The sundry decisions taken at the 2014 National Conference proffered solutions to many of these problems. I had assumed that given the divide between the North and the South on many national issues as well as the 75 per cent needed to pass any resolution that it would be difficult to agree on any issue at the National Conference. To my greatest surprise, most of the seemingly intractable decisions were agreed upon beyond the scene and passed smoothly with little or no dissension. It was like a miracle. I never believed that Nigerians from across ethnic, religious, gender and age divides could agree on issues so smoothly.

Therefore, anybody who opposes the implementation of the decisions of the National Conference does not mean well for Nigeria. Anybody who thinks that implementing the decisions of the National Conference will work against his ethnic group or religion or age or gender or profession is not farsighted.

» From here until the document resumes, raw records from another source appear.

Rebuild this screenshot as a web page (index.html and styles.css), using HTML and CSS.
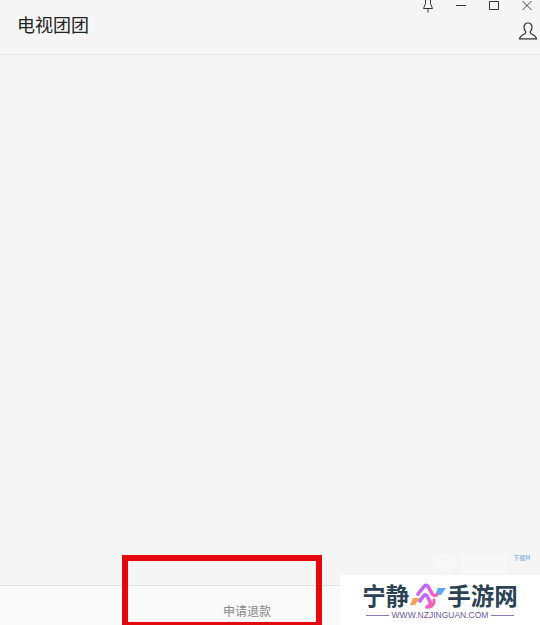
FILE: index.html
```html
<!DOCTYPE html>
<html lang="zh">
<head>
<meta charset="UTF-8">
<title>电视团团</title>
<link rel="stylesheet" href="styles.css">
</head>
<body>

  <div class="app">
    <header class="topbar">
      <h1 class="title">电视团团</h1>
      <div class="topbar-right">
        <div class="win-controls">
          <svg class="win-icon" viewBox="0 0 14 14" fill="none" stroke="#333" stroke-width="1">
            <path d="M4.5 0V3.5L2.5 8.5H11.5L9.5 3.5V0M7 8.5V12.5"/>
          </svg>
          <svg class="win-icon" viewBox="0 0 14 14" fill="none" stroke="#333" stroke-width="1">
            <path d="M2 5.5H12"/>
          </svg>
          <svg class="win-icon" viewBox="0 0 14 14" fill="none" stroke="#333" stroke-width="1">
            <path d="M2.5 1.5H11.5V9.5H2.5Z"/>
          </svg>
          <svg class="win-icon" viewBox="0 0 14 14" fill="none" stroke="#444" stroke-width="1">
            <path d="M2.5 1L11.5 10M11.5 1L2.5 10"/>
          </svg>
        </div>
        <svg class="user-icon" viewBox="0 0 20 18" fill="none" stroke="#333" stroke-width="1.2">
          <path d="M10 1C7.2 1 6 3 6 5.3C6 7.4 7 8.8 7.8 9.8C8 10.8 7.4 11.5 6 12.2C4 13.1 2 14 1.5 16.8H18.5C18 14 16 13.1 14 12.2C12.6 11.5 12 10.8 12.2 9.8C13 8.8 14 7.4 14 5.3C14 3 12.8 1 10 1Z"/>
        </svg>
      </div>
    </header>

    <main class="content"></main>

    <footer class="bottombar">
      <span class="refund">申请退款</span>
    </footer>
  </div>

  <!-- annotation and watermarks on top of the screenshot -->
  <div class="red-box"></div>

  <div class="faint-mark">
    <div class="faint-logo"></div>
    <div class="faint-text"></div>
    <span class="faint-dl">下载M</span>
  </div>

  <div class="site-mark">
    <div class="site-name">
      <span>宁静</span>
      <svg class="site-logo" viewBox="0 0 36 26" fill="none">
        <defs>
          <linearGradient id="ribbon" x1="0" y1="0" x2="1" y2="1">
            <stop offset="0" stop-color="#8a7cf6"/>
            <stop offset="0.45" stop-color="#e45df0"/>
            <stop offset="1" stop-color="#fb5fb4"/>
          </linearGradient>
        </defs>
        <path d="M3 15H10L5 22H0Z" fill="#f9a15a"/>
        <path d="M28 5H36L31 12H25Z" fill="#5fa8f5"/>
        <path d="M8 11L14 3.500C15 2 17 2 18 3.500L22 10.500C23 12.500 25 13 26.500 12" stroke="url(#ribbon)" stroke-width="3.600" stroke-linecap="round"/>
        <path d="M10 18L13.500 13C14.500 11.500 16 11.500 17 13L20 18.500C21 21 19.500 23 17 24" stroke="url(#ribbon)" stroke-width="3.600" stroke-linecap="round"/>
        <path d="M24 17C24.500 20 23 22.500 20 24" stroke="#fb5fb4" stroke-width="3" stroke-linecap="round"/>
      </svg>
      <span>手游网</span>
    </div>
    <div class="site-url">
      <i class="site-line"></i>
      <span>WWW.NZJINGUAN.COM</span>
      <i class="site-line"></i>
    </div>
  </div>

</body>
</html>
```

FILE: styles.css
```css
html,body {
  margin: 0;
  padding: 0;
  height: 100%;
  overflow: hidden;
  font-family: "Noto Sans CJK SC", "Liberation Sans", sans-serif;
}
.app {
  display: flex;
  flex-direction: column;
  height: 625px;
  background: #f5f5f5;
}
.topbar {
  height: 54px;
  flex: none;
  display: flex;
  justify-content: space-between;
  border-bottom: 1px solid #e4e4e4;
}
.title {
  margin: 11px 0 0 17px;
  font-size: 18px;
  line-height: 26px;
  font-weight: 400;
  color: #222;
}
.topbar-right {
  display: flex;
  flex-direction: column;
  align-items: flex-end;
}
.win-controls {
  display: flex;
  gap: 19px;
  padding-right: 6px;
}
.win-icon {
  width: 14px;
  height: 14px;
  display: block;
}
.user-icon {
  width: 20px;
  height: 18px;
  margin: 8px 2px 0 0;
  display: block;
}
.content {
  flex: 1;
}
.bottombar {
  height: 40px;
  flex: none;
  background: #fafafa;
  border-top: 1px solid #e2e2e2;
  display: flex;
  padding: 16px 0 0 223px;
  box-sizing: border-box;
}
.refund {
  font-size: 12px;
  line-height: 18px;
  color: #888;
}
.red-box {
  position: absolute;
  left: 122px;
  top: 555px;
  width: 200px;
  height: 70px;
  box-sizing: border-box;
  border: 6px solid #e30a0f;
  border-bottom-width: 3px;
  box-shadow: inset 0 0 1px #f39a9a;
}
.faint-mark {
  position: absolute;
  left: 437px;
  top: 552px;
  width: 93px;
  height: 23px;
}
.faint-logo {
  width: 20px;
  height: 20px;
  border-radius: 50%;
  background: #f8f8f8;
}
.faint-text {
  position: absolute;
  left: 25px;
  top: 4px;
  width: 45px;
  height: 18px;
  background: #f7f7f7;
}
.faint-dl {
  position: absolute;
  right: 0;
  top: 2px;
  font-size: 6px;
  line-height: 8px;
  color: #5b9bd5;
}
.site-mark {
  position: absolute;
  left: 340px;
  top: 575px;
  width: 200px;
  height: 50px;
  background: #fff;
  display: flex;
  flex-direction: column;
  align-items: center;
}
.site-name {
  display: flex;
  align-items: center;
  gap: 3px;
  margin-top: 7px;
  font-size: 23.5px;
  line-height: 27px;
  font-weight: 700;
  color: #2a4254;
}
.site-logo {
  width: 36px;
  height: 26px;
  margin: 0 -2px;
  display: block;
}
.site-url {
  display: flex;
  align-items: center;
  gap: 3px;
  margin-top: 1px;
  font-family: "Liberation Sans", sans-serif;
  font-size: 8.5px;
  line-height: 10px;
  color: #6b5a9c;
}
.site-line {
  width: 23px;
  height: 1px;
  background: #8a78b8;
}
```
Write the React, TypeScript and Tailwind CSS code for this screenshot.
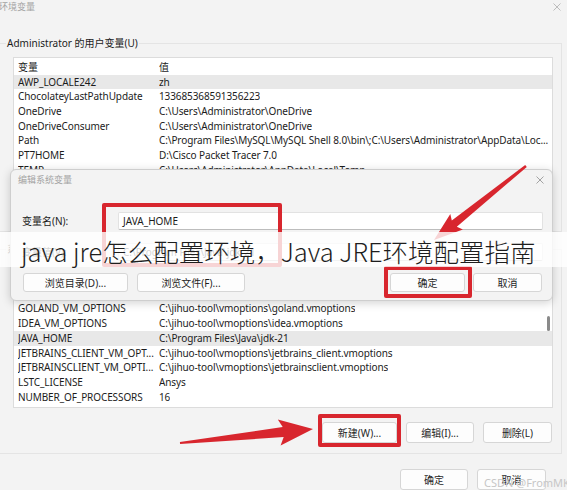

Nigeria’s age-long problems will not disappear once corruption, insurgency or unemployment is eradicated (if it is possible to do so). The problems that have made Nigeria regress over the last 50 years will continue until we get to the root of the problem and destroy it.

It is very important that Buhari and those with similar views understand that. The fight against corruption and insurgency must be intensified as a short-term tactic, but the long-term plan should be to dismantle the faulty foundations that create these monsters.

It will be sad if Buhari pursues the issues he thinks are critical for the next four years or even eight years, only to realise that he has added his name to the list of Nigerian leaders who left the substance and pursued the shadow, and ended up working so hard without achieving much long-lasting result.

Once Nigeria’s foundations are rectified, all parts of the country’s socioeconomic classes will benefit from it and the rancour and anger will abate. Whether North or South, East or West, the implementation of the National Conference will be a blessing.

But will Buhari be nationalistic and bold enough to solve this age-long Nigerian problem and make Nigeria start blossoming? May God give him the insight and courage to do so.